Raat Baaki Hai movie review: Annup Sonii, Paoli Dam’s ZEE5 film confuses vagueness for intrigue

Paoli Dam walking down a staircase of a palatial haveli in a perfectly draped sari, somewhere in Rajasthan (the film doesn’t bother with specifics), might make for an intriguing start to a whodunnit. Dam, who was the best thing about Anvita Dutt’s Bulbbul, uses her deceptive presence to a similar effect here in Avinash Das’s Raat Baaki Hai. However, the final impact is far from what one might expect. Or depending on your opinion of Zee5, barely surprising. Not for her own fault, Dam’s character, Vasuki, is infuriatingly simple. Having made a career out of playing the Tagore-ian character, who mopes and pines at the dressing table while looking like a million bucks, Dam’s eeriness is short-changed in the Zee5 film. Using her soft voice to cajole the leading man, Kartik (Annup Sonni, the numerology evidently not working for him) into dropping his guard, the film would have worked significantly better if it dug deep with Dam’s character. Instead, it takes the easy way out and plays out like a conventional murder mystery, where murders look awfully synthetic, and the mystery barely makes it past the first act.

A Bollywood star, Vaani Kapoor (Dipannita Sharma), also referred to as Vaani Chopra at one point, is found murdered in a hotel room. She had gotten engaged to her beau, Kartik, only a few hours earlier. Kartik we’re told, is a writer. Anyone familiar with the hierarchy in the film industry, understands the natural conflict here between an A-list actor and a lowly writer, a conflict that the makers don’t seem interested in. Rahul Dev is tasked with the role of a greasy investigator, who uses all his interrogation scenes to showcase his deadpan face. Dev’s Rajasthani-afflicted delivery isn’t consistent, but there are simple pleasures in hearing the expletives roll out of his tongue. Following up on the acts of the likes of a Jaideep Ahlawat and Nawazuddin Siddiqui, Dev is understandably below par. His detective abilities are also questionable, considering how he fixates on a producer attending the engagement, instead of looking for Kartik, who seems to be fleeing from the scene.

The flashbacks in the film are lazily expository, only to colour the characters in shades of doubt. The final ‘reveal’ is incredibly facile too, something most viewers will see from a mile away. The vapid, leftover royalty of Rajasthan has been an interesting and recurring trope in recent films and the OTT space, especially in Tigmanshu Dhulia’s Sahib, Biwi Aur Gangster franchise, and also in last year’s Aarya.

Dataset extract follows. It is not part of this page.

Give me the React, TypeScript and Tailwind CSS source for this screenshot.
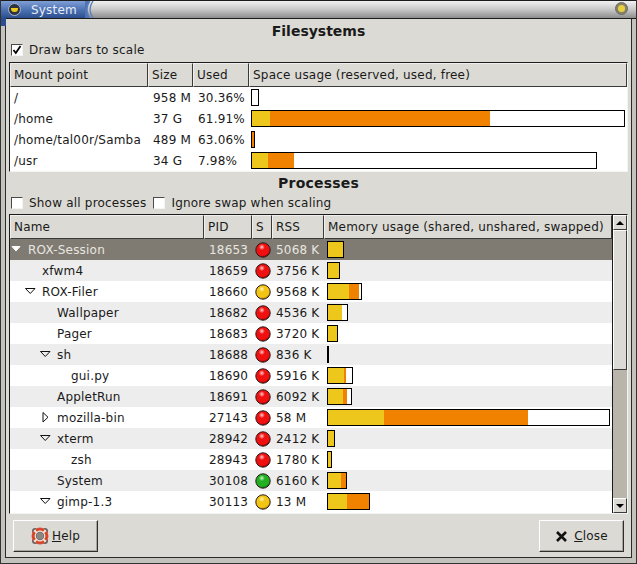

It’s no coincidence then, that Avinash Das’s film looks like a derivative version of Raat Akeli Hai, a film that also borrowed its title from a popular Hindi song, much like Avinash Das’s film. It’s an oft repeated pattern in recent films, like when the makers of Malang went out of their way to pay homage to ‘Aaj Ki Raat Koi Aane Ko Hai’  from 1982’s Anamika, via Anil Kapoor’s character. Directors probably think these add a bit of retro cool to the films. One fails to understand it is if they do go through the trouble to doff their hats to an era behind us, then why can’t they also write a story worthy of being a tribute to that era?

The only decent thing about Avinash Das’s Raat Baaki Hai, is its run-time at 89 minutes. At least, it ensures that we’re not wasting more than 89 minutes on such a basic ‘mystery’. The last half hour is particularly painful to endure, when the whodunnit suddenly morphs into ‘Here-is-why-I-did-it’. Characters go to great lengths to explain how they ‘chanced upon’ (not very subtly) the most bizarre clues, and what their motivations behind the murders REALLY are. The plot-points here are so contrived, that you can see smudges of the screenwriter’s ink, putting four and four together to make it 44.